The Last by Hanna Jameson
An American historian, Jon Keller, is at a conference in a remote hotel in the Swiss Alps when the the news that the world is at nuclear war comes through, major cities across the globe are being wiped out. Should he try to return to America while he still can to see if his wife and children survived, or should he stay put in the neutral Swiss mountains until the global situation is clarified? What a dilemma!
Most of the hotel guests and staff opt to go: Jon stays, along with 19 others. They’re an eclectic mix. Luckily, Dylan, the hotel’s Head of Security and Sophia, a Chef are amongst those remaining. Dylan takes charge, and Sophia keeps feeding everyone. One of the guests is a doctor – phew! Each of the remaining 19, which includes a Japanese couple with two children, must begin to get to know each other, to work together in order to survive. This doesn’t come naturally to everyone, and there are tensions from the start. Jon is the kind of chap who will volunteer for everything and his calmness is appreciated by Dylan. Likewise, the no-nonsense Tomisen, known as Tomi, an American postdoc student speaks up for the women.
The book is written in the form of Jon’s diaries, starting at Day Three after the catastophe. Initially Jon writes brief notes, then more formally begins a history of the group from Day Fifty as the group’s numbers have stabilised.
Day fifty was when they discovered the body. Dylan, Nathan and Jon had gone up on the hotel roof to check the water tanks as the water was tasting and looking off – no wonder, there was the body of a young girl in one of them. So we now have the Swiss alpine equivalent of a locked-room murder mystery which gives this novel a different edge to just being a pure survival tale. Jon is determined to find the young girl’s killer, it must have been one of the hotel guests or staff – they could still be there – and it will take his mind off the fate of his wife and children. We know they had been having problems, as he tells us on Day Six:
I wanted to come to the conference. I was glad of the time away from Nadia and my children.
I might die soon, there’s no point lying about it now.
I’m sorry, Nadia. If you ever read this. I’m so, so sorry.

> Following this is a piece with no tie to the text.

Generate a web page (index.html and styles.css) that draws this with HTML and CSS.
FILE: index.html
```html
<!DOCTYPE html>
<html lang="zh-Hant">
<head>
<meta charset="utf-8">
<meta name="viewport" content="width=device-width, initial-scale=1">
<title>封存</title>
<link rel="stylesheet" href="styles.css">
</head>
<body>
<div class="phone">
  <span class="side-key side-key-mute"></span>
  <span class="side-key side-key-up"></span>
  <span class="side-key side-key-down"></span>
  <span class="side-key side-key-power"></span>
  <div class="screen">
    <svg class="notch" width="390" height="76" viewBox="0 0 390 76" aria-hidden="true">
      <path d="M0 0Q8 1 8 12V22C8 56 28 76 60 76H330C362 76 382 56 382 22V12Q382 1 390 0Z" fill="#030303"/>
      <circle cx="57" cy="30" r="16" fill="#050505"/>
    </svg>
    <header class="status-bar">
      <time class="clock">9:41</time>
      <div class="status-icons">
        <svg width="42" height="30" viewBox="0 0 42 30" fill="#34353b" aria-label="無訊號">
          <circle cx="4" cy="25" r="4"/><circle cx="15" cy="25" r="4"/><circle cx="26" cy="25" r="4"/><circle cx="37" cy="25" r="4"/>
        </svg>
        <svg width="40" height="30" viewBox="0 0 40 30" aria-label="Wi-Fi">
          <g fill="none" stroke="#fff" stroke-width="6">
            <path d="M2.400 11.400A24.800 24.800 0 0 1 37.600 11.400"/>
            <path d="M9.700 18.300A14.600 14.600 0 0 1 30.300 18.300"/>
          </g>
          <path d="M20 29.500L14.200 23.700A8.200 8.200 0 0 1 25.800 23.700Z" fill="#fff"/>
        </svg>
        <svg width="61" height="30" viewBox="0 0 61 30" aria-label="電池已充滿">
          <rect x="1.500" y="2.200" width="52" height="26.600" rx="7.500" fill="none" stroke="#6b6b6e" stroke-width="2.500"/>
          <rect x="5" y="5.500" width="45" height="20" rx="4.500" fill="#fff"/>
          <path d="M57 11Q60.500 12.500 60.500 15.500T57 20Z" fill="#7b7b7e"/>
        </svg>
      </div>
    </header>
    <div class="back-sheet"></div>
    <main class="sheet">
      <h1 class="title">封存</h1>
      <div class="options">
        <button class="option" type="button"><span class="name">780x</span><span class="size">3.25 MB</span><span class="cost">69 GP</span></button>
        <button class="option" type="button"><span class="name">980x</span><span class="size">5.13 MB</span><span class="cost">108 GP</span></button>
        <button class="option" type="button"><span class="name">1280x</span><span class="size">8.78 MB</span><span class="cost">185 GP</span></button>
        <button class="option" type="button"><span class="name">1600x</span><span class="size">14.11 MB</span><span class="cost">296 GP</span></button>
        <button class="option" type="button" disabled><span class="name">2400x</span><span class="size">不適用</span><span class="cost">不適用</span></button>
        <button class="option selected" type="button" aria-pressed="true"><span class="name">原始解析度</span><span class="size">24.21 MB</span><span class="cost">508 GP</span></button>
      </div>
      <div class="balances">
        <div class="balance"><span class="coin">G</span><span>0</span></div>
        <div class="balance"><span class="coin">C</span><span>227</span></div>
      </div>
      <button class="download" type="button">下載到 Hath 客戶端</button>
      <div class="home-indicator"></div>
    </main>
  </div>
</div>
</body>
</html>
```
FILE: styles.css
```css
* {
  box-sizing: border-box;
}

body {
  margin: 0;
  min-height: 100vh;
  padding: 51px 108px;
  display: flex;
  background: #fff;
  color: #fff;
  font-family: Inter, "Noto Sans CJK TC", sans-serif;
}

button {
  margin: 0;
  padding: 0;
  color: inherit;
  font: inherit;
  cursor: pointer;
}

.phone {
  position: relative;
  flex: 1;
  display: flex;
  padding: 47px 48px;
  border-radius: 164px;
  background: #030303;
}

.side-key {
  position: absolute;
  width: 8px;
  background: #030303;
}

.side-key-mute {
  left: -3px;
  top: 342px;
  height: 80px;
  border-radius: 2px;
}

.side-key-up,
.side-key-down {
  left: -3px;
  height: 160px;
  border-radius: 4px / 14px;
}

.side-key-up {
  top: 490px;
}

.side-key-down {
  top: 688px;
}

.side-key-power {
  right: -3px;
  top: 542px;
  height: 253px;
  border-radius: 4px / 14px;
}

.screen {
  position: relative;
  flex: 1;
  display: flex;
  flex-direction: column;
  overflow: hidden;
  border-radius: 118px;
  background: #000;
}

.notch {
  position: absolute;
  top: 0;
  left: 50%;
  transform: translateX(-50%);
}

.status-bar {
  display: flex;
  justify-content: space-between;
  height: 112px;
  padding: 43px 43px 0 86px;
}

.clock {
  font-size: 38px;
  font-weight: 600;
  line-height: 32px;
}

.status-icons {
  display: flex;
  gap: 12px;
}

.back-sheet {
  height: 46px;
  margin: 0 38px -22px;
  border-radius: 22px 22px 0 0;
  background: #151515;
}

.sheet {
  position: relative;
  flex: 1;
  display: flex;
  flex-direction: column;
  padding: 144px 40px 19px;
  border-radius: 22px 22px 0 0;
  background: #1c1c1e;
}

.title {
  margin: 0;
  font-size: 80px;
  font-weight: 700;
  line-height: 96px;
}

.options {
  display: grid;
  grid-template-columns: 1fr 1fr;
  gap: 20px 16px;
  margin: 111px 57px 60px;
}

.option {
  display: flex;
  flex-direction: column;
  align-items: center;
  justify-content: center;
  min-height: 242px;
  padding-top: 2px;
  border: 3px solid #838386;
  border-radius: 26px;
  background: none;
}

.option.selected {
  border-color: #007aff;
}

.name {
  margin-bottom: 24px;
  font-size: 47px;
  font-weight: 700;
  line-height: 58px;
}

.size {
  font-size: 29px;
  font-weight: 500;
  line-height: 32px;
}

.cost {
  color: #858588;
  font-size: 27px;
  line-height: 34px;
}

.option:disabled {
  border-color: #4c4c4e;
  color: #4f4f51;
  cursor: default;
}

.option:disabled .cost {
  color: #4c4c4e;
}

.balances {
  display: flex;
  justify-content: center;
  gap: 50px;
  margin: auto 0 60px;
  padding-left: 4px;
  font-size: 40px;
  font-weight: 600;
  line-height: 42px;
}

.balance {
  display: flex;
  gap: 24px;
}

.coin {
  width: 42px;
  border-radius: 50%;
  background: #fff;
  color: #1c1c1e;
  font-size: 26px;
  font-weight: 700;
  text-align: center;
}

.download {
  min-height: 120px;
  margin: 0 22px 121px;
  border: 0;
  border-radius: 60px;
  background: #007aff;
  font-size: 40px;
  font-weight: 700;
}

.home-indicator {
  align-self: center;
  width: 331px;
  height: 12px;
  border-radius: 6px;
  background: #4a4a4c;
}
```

I’m not sure anybody is coming.
Of course, the remainers must downsize their lives in the hotel. The electricity is switched off to upper floors first but increasingly everywhere – those staying will need to get used to not being connected, as the hotel’s internet and phones go down. They stockpile everything useful from the rooms, but soon, inevitably, they have to go out to scavenge for supplies, running the gauntlet of others hiding in the woods or the nearest villages and shops. They’re lucky that the hotel had a stock of hunting rifles, they’re unlucky in that Tomi hid most of the ammunition to prevent the possibility of a massacre with a killer amongst them, so the trips out are even riskier. Inside the hotel, there will continue to be tough decisions to be made on the occasions that tensions overboil, when depression hits, when those staying pair off, and not least Jon’s dogged and obsessive quest to find the girl’s killer. You know that things will come to a head!
I found our narrator, Jon, rather faceless; I like to visualise what characters look like, but I couldn’t pin him down. In fact, although Jameson does describe most of the remaining group briefly in the text, Jon’s history is dialogue and action driven with little pure description. With the exception of Tomi and perhaps Dylan, the other characters didn’t stand out as individuals – followers all – but some will have their moments to star.
I love dystopias and post-apocalyptic novels as some of you will already know. I powered through this book, finding it a page-turning read, especially the parts set in the hotel. Once the group were forced to send parties out and they discover that some sort of life continues beyond the hotel’s confines, it lost its uniqueness. Those outside sections offered nothing new to any of the many survival dramas I’ve read, so I wished they’d been able to hole up in the hotel and get on each others’ nerves for longer! However, Jameson’s fourth novel was a fun read that was hard to put down. (7.5/10)
Source: Review copy – thank you.
Hanna Jameson, The Last (Viking, 2019) Penguin paperback 392 pages. BUY at Amazon UK or Blackwell’s via affiliate links.
Like you, I lost interest once they left the hotel. Very much a curate’s egg of a book for me: only good in parts.
Definitely a curate’s egg of a book, I agree. Once they left it was so much like every other ordinary survival tale. Very readable, but didn’t hold together enough.
I really enjoyed this. I felt the murder mystery was more of a red herring though; really only there to throw up questions about how we can still hold on to what we value after disaster.
I felt the blurb on the back promised more murders and that the murder mystery was meant to be the main thing. WIth hindsight, I agree with you.
Yes, I agree – the book is misleadingly packaged.
Interesting, if apparently flawed. Still, having found another post-nuclear novel Z for Zachariah spellbinding though implausible I might still seek this out.
Z for Zachariah is a classic, so they say, I’ve never read it – ought to one day.
A rhyming couplet a comment reply? Matching it’s challenging but worth a try.
😀 Completely unintentional on my part I must say, well spotted. 😀
I have this from Netgalley I think – it sounds intriguing and I do love a locked room mystery!